## begin Data extract

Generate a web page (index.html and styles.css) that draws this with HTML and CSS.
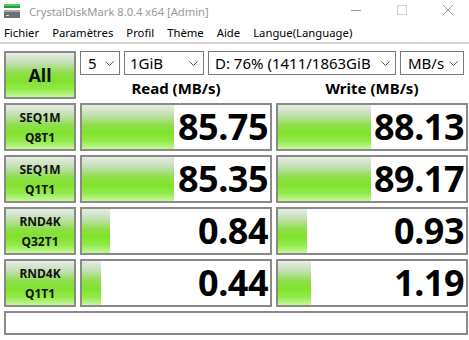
FILE: index.html
```html
<html>
  <head>
    <title>CrystalDiskMark 8.0.4 x64 [Admin]</title>
    <link rel="stylesheet" href="styles.css">
  </head>

  <body>
    <div class="titlebar">
      <svg class="appIcon" width="16" height="14" viewBox="0 0 16 14">
        <rect x="0" y="0" width="16" height="2" fill="#4fd34f"/>
        <rect x="0" y="2" width="16" height="2" fill="#2a9a3a"/>
        <rect x="0" y="6" width="16" height="2" fill="#a8a8a8"/>
        <rect x="0" y="8" width="16" height="6" fill="#6f6f6f"/>
        <rect x="2" y="11" width="3" height="1" fill="#d8d8d8"/>
      </svg>
      <span class="title">CrystalDiskMark 8.0.4 x64 [Admin]</span>
      <div class="controls">
        <svg width="46" height="22" viewBox="0 0 46 22"><line x1="18" y1="10.5" x2="28" y2="10.5" stroke="#9a9a9a" stroke-width="1"/></svg>
        <svg width="46" height="22" viewBox="0 0 46 22"><rect x="18.5" y="5.5" width="9" height="9" fill="none" stroke="#cfcfcf" stroke-width="1"/></svg>
        <svg width="46" height="22" viewBox="0 0 46 22"><path d="M18 5 L28 15 M28 5 L18 15" stroke="#9a9a9a" stroke-width="1"/></svg>
      </div>
    </div>

    <div class="menubar">
      <span>Fichier</span>
      <span>Paramètres</span>
      <span>Profil</span>
      <span>Thème</span>
      <span>Aide</span>
      <span>Langue(Language)</span>
    </div>

    <div class="board">
      <div class="btn all">All</div>

      <div class="top">
        <div class="combos">
          <div class="combo count"><span>5</span><svg width="9" height="5" viewBox="0 0 9 5"><path d="M0.5 0.5 L4.5 4.5 L8.5 0.5" fill="none" stroke="#555"/></svg></div>
          <div class="combo size"><span>1GiB</span><svg width="9" height="5" viewBox="0 0 9 5"><path d="M0.5 0.5 L4.5 4.5 L8.5 0.5" fill="none" stroke="#555"/></svg></div>
          <div class="combo drive"><span>D: 76% (1411/1863GiB</span><svg width="9" height="5" viewBox="0 0 9 5"><path d="M0.5 0.5 L4.5 4.5 L8.5 0.5" fill="none" stroke="#555"/></svg></div>
          <div class="combo unit"><span>MB/s</span><svg width="9" height="5" viewBox="0 0 9 5"><path d="M0.5 0.5 L4.5 4.5 L8.5 0.5" fill="none" stroke="#555"/></svg></div>
        </div>
        <div class="heads">
          <div>Read (MB/s)</div>
          <div>Write (MB/s)</div>
        </div>
      </div>

      <div class="btn test">SEQ1M<br>Q8T1</div>
      <div class="cell"><div class="bar" style="width: 92px"></div><span class="val">85.75</span></div>
      <div class="cell"><div class="bar" style="width: 93px"></div><span class="val">88.13</span></div>

      <div class="btn test">SEQ1M<br>Q1T1</div>
      <div class="cell"><div class="bar" style="width: 92px"></div><span class="val">85.35</span></div>
      <div class="cell"><div class="bar" style="width: 93px"></div><span class="val">89.17</span></div>

      <div class="btn test">RND4K<br>Q32T1</div>
      <div class="cell"><div class="bar" style="width: 28px"></div><span class="val">0.84</span></div>
      <div class="cell"><div class="bar" style="width: 29px"></div><span class="val">0.93</span></div>

      <div class="btn test">RND4K<br>Q1T1</div>
      <div class="cell"><div class="bar" style="width: 19px"></div><span class="val">0.44</span></div>
      <div class="cell"><div class="bar" style="width: 33px"></div><span class="val">1.19</span></div>

      <div class="status"></div>
    </div>
  </body>
</html>
```

FILE: styles.css
```css
*, *:before, *:after {
  box-sizing: border-box;
  padding: 0;
  margin: 0;
}

body {
  width: 469px;
  height: 340px;
  background: #fff;
  font-family: "Noto Sans", "Open Sans", sans-serif;
  color: #000;
  overflow: hidden;
}

.titlebar {
  display: flex;
  align-items: center;
  height: 22px;
  padding-left: 4px;
}

.appIcon {
  flex: none;
}

.title {
  margin-left: 9px;
  font-size: 11.2px;
  color: #999;
}

.controls {
  display: flex;
  margin-left: auto;
  margin-right: -2px;
}

.controls svg {
  display: block;
}

.menubar {
  display: flex;
  align-items: center;
  gap: 13px;
  height: 22px;
  padding-left: 4px;
  font-size: 11.3px;
  border-bottom: 2px solid #d4d4d4;
}

.board {
  display: grid;
  grid-template-columns: 72px 192px 192px;
  grid-template-rows: 48px 48px 48px 48px 48px 24px;
  gap: 4px;
  padding: 7px 0 0 4px;
}

.btn {
  display: flex;
  align-items: center;
  justify-content: center;
  text-align: center;
  font-weight: bold;
  border: 2px solid #8a8a8a;
  background: linear-gradient(to bottom, #e6ece3 0%, #c4dfb6 22%, #8fdf4c 45%, #80e22c 62%, #92ea4a 82%, #c6f79c 100%);
  color: #111;
}

.all {
  font-size: 18px;
}

.test {
  font-size: 12px;
  line-height: 20px;
  padding-top: 1px;
}

.top {
  grid-column: 2 / 4;
  display: flex;
  flex-direction: column;
}

.combos {
  display: flex;
  gap: 4px;
  height: 24px;
}

.combo {
  display: flex;
  align-items: center;
  justify-content: space-between;
  border: 1px solid #7a7a7a;
  padding: 0 5px 0 7px;
  font-size: 15px;
  white-space: nowrap;
  overflow: hidden;
}

.combo svg {
  flex: none;
  margin-left: 4px;
}

.count {
  width: 40px;
}

.size {
  width: 80px;
  padding-left: 5px;
}

.drive {
  width: 188px;
  padding-left: 6px;
}

.unit {
  width: 64px;
}

.heads {
  display: grid;
  grid-template-columns: 192px 192px;
  gap: 4px;
  flex: 1;
  align-items: center;
  font-size: 15px;
  font-weight: bold;
  text-align: center;
  padding-top: 2px;
}

.cell {
  display: grid;
  border: 2px solid #8a8a8a;
  background: #fff;
}

.bar {
  grid-area: 1 / 1;
  justify-self: start;
  height: 100%;
  background: linear-gradient(to bottom, #e6ece3 0%, #c4dfb6 22%, #8fdf4c 45%, #80e22c 62%, #92ea4a 82%, #c6f79c 100%);
}

.val {
  grid-area: 1 / 1;
  justify-self: end;
  align-self: center;
  padding-right: 2px;
  font-size: 36px;
  font-weight: bold;
  line-height: 40px;
  letter-spacing: -0.5px;
}

.status {
  grid-column: 1 / 4;
  border: 2px solid #8a8a8a;
  background: #fff;
}
```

## end Data extract

Brief - Identify and copy all lines with the word "index".

Response to the task -
Generate a web page (index.html and styles.css) that draws this with HTML and CSS.
FILE: index.html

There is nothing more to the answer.